* **SUPPLIED DATA**
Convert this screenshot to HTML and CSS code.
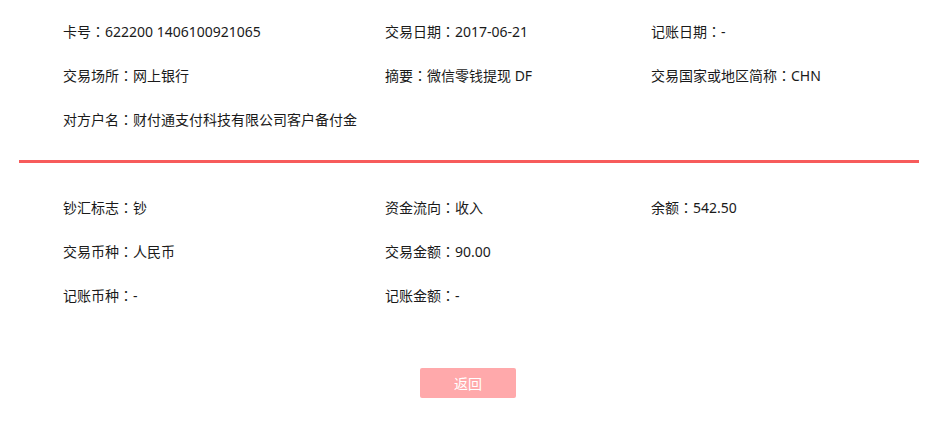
FILE: index.html
```html
<!DOCTYPE html>
<html>
<head>
<meta charset="utf-8">
<link rel="stylesheet" href="styles.css">
</head>
<body>
<div class="wrap">
  <div class="grid top">
    <div class="item">卡号<span class="c">：</span>622200 1406100921065</div>
    <div class="item">交易日期<span class="c">：</span>2017-06-21</div>
    <div class="item">记账日期<span class="c">：</span>-</div>
    <div class="item">交易场所<span class="c">：</span>网上银行</div>
    <div class="item">摘要<span class="c">：</span>微信零钱提现 DF</div>
    <div class="item">交易国家或地区简称<span class="c">：</span>CHN</div>
    <div class="item">对方户名<span class="c">：</span>财付通支付科技有限公司客户备付金</div>
  </div>
  <div class="divider"></div>
  <div class="grid bottom">
    <div class="item">钞汇标志<span class="c">：</span>钞</div>
    <div class="item">资金流向<span class="c">：</span>收入</div>
    <div class="item">余额<span class="c">：</span>542.50</div>
    <div class="item">交易币种<span class="c">：</span>人民币</div>
    <div class="item">交易金额<span class="c">：</span>90.00</div>
    <div class="item"></div>
    <div class="item">记账币种<span class="c">：</span>-</div>
    <div class="item">记账金额<span class="c">：</span>-</div>
  </div>
  <div class="actions">
    <button class="btn-back">返回</button>
  </div>
</div>
</body>
</html>
```
FILE: styles.css
```css
html, body {
  margin: 0;
  padding: 0;
  background: #fff;
}
body {
  font-family: "Noto Sans", "Noto Sans CJK SC", sans-serif;
  font-size: 14px;
  color: #1a1a1a;
}
.wrap {
  width: 900px;
  margin-left: 19px;
}
.grid {
  display: grid;
  grid-template-columns: 322px 266px 1fr;
  padding-left: 44px;
}
.top {
  padding-top: 9px;
}
.item {
  height: 44px;
  line-height: 44px;
  white-space: nowrap;
}
.c {
  font-family: "Noto Sans CJK TC", "Noto Sans CJK SC", sans-serif;
  font-feature-settings: "locl" 0;
}
.divider {
  height: 3px;
  background: #f75b5b;
  margin-top: 19px;
}
.bottom {
  padding-top: 22px;
}
.actions {
  display: flex;
  justify-content: center;
  margin-top: 51px;
  margin-left: -19px;
  width: 936px;
}
.btn-back {
  width: 96px;
  height: 30px;
  border: none;
  border-radius: 2px;
  background: #ffa9ab;
  color: #fff;
  font-family: "Noto Sans CJK SC", sans-serif;
  font-size: 14px;
  padding: 0;
}
```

* **REQUIREMENT**
Please write out all the data again word for word, but not the pictures.

* **SOLUTION TO THE EXERCISE**
Convert this screenshot to HTML and CSS code.
FILE: index.html
```html
<!DOCTYPE html>
<html>
<head>
<meta charset="utf-8">
<link rel="stylesheet" href="styles.css">
</head>
<body>
<div class="wrap">
  <div class="grid top">
    <div class="item">卡号<span class="c">：</span>622200 1406100921065</div>
    <div class="item">交易日期<span class="c">：</span>2017-06-21</div>
    <div class="item">记账日期<span class="c">：</span>-</div>
    <div class="item">交易场所<span class="c">：</span>网上银行</div>
    <div class="item">摘要<span class="c">：</span>微信零钱提现 DF</div>
    <div class="item">交易国家或地区简称<span class="c">：</span>CHN</div>
    <div class="item">对方户名<span class="c">：</span>财付通支付科技有限公司客户备付金</div>
  </div>
  <div class="divider"></div>
  <div class="grid bottom">
    <div class="item">钞汇标志<span class="c">：</span>钞</div>
    <div class="item">资金流向<span class="c">：</span>收入</div>
    <div class="item">余额<span class="c">：</span>542.50</div>
    <div class="item">交易币种<span class="c">：</span>人民币</div>
    <div class="item">交易金额<span class="c">：</span>90.00</div>
    <div class="item"></div>
    <div class="item">记账币种<span class="c">：</span>-</div>
    <div class="item">记账金额<span class="c">：</span>-</div>
  </div>
  <div class="actions">
    <button class="btn-back">返回</button>
  </div>
</div>
</body>
</html>
```
FILE: styles.css
```css
html, body {
  margin: 0;
  padding: 0;
  background: #fff;
}
body {
  font-family: "Noto Sans", "Noto Sans CJK SC", sans-serif;
  font-size: 14px;
  color: #1a1a1a;
}
.wrap {
  width: 900px;
  margin-left: 19px;
}
.grid {
  display: grid;
  grid-template-columns: 322px 266px 1fr;
  padding-left: 44px;
}
.top {
  padding-top: 9px;
}
.item {
  height: 44px;
  line-height: 44px;
  white-space: nowrap;
}
.c {
  font-family: "Noto Sans CJK TC", "Noto Sans CJK SC", sans-serif;
  font-feature-settings: "locl" 0;
}
.divider {
  height: 3px;
  background: #f75b5b;
  margin-top: 19px;
}
.bottom {
  padding-top: 22px;
}
.actions {
  display: flex;
  justify-content: center;
  margin-top: 51px;
  margin-left: -19px;
  width: 936px;
}
.btn-back {
  width: 96px;
  height: 30px;
  border: none;
  border-radius: 2px;
  background: #ffa9ab;
  color: #fff;
  font-family: "Noto Sans CJK SC", sans-serif;
  font-size: 14px;
  padding: 0;
}
```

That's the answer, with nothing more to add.